Nude in a Black Chair, 1932 by Picasso
In Nude in a Black Chair, which is dated 9 March 1932, the sleeping woman, who seems to swell and unfurl like a growing plant within the elastic cocoon of her skin, sprouts philodendron leaves from beneath her breast as if she were a goddess of the plant kingdom. The identification is total in paintings where parts of her body are metaphorically equated with fertile cells, sprouting seeds, ripe fruit, verdant foliage and so forth. In one extraordinary emblem-painting of spring 1932, Reclining Nude the consummation of the union between woman and nature depends not only on the transparency of the metaphors (profile as silvery half-moon, breasts as brimming cells, stomach and pubis as fledgling bird, arm as sprouting seed, leg as unfurling leaf, et cetera), but on the way the rhythmically undulating contours bind the disparate parts together. It is as if we are witness to a metamorphosis activated by the burning sun framed in the glasshouse window, a metamorphosis which produces waves of life-giving energy symbolized in the sizzling patterns of fire and vapor dancing against the wall behind.

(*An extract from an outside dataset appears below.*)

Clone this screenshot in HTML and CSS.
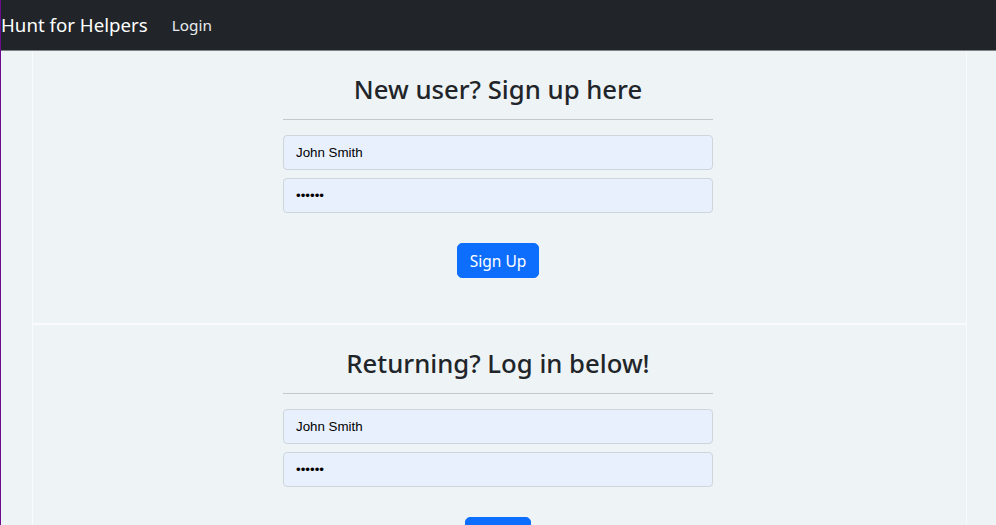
FILE: index.html
```html
<!DOCTYPE html>
<html>
<head>
<meta charset="utf-8">
<link rel="stylesheet" href="styles.css">
</head>
<body>
<nav class="navbar">
  <a class="brand" href="#">Hunt for Helpers</a>
  <a class="nav-link" href="#">Login</a>
</nav>
<main class="page">
  <section class="card card-top">
    <form class="auth-form">
      <h3 class="title">New user? Sign up here</h3>
      <hr class="rule">
      <input class="field" type="text" value="John Smith">
      <input class="field" type="password" value="secret">
      <div class="actions"><button class="btn" type="button">Sign Up</button></div>
    </form>
  </section>
  <section class="card card-bottom">
    <form class="auth-form">
      <h3 class="title">Returning? Log in below!</h3>
      <hr class="rule">
      <input class="field" type="text" value="John Smith">
      <input class="field" type="password" value="secret">
      <div class="actions"><button class="btn" type="button">Login</button></div>
    </form>
  </section>
</main>
</body>
</html>
```
FILE: styles.css
```css
html, body {
  margin: 0;
  height: 100%;
}
body {
  border-left: 1px solid #6e0a8c;
  background: #eef3f6;
  font-family: "Noto Sans", "Open Sans", sans-serif;
  color: #212529;
  overflow: hidden;
}
.navbar {
  height: 50px;
  background: #212529;
  border-bottom: 1px solid #7d8287;
  display: flex;
  align-items: center;
}
.brand {
  color: #fff;
  text-decoration: none;
  font-size: 18.7px;
  margin-left: 0;
  margin-right: 24px;
  padding-bottom: 1px;
}
.nav-link {
  color: #e9ecef;
  text-decoration: none;
  font-size: 15.3px;
}
.page {
  padding: 0 29px 0 31px;
}
.card {
  border-left: 1px solid #f8fafb;
  border-right: 1px solid #f8fafb;
  padding-right: 3px;
}
.card-top {
  border-bottom: 2px solid #f8fafb;
  height: 272px;
}
.card-bottom {
  height: 300px;
}
.auth-form {
  width: 430px;
  margin: 0 auto;
  padding-top: 23px;
  display: flex;
  flex-direction: column;
}
.title {
  margin: 0;
  font-size: 25.7px;
  font-weight: 500;
  line-height: 32px;
  text-align: center;
}
.rule {
  margin: 13px 0 15px;
  border: 0;
  border-top: 1px solid #c4c8cb;
}
.field {
  box-sizing: border-box;
  height: 35px;
  margin: 0 0 8px;
  padding: 0 12px;
  border: 1px solid #cfd5dc;
  border-radius: 4px;
  background: #e8f0fe;
  font-family: "Liberation Sans", Arial, sans-serif;
  font-size: 13.33px;
  color: #000;
}
.actions {
  display: flex;
  justify-content: center;
  margin-top: 22px;
}
.btn {
  height: 35px;
  padding: 0 12px;
  border: 1px solid #0d6efd;
  border-radius: 5px;
  background: #0d6efd;
  color: #fff;
  font-family: "Noto Sans", "Open Sans", sans-serif;
  font-size: 15.5px;
}
```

This kind of symbolic imagery was the hallmark of Joan Miro's Surrealist painting: in Nude, 1926, for instance, the head is also an egg, the waving hair a flag, the body a seal, the sex a leaf and so on. The two painters were in regular contact at this time and Picasso, who pushed dealers and collectors in Miro's direction, was always eager to see his latest pictures, and delighted him by saying that their work had things in common because 'we inhabit the same world'. But although he may have been influenced by Miro's imaginative use of metaphor and symbolism, in these erotic paintings Picasso retained the traditional iconography of the reclining nymph or goddess, blending the landscape and the interior settings of famous masterpieces in the genre such as Sleeping Venus by Giorgione and Venus of Urbino by Titian.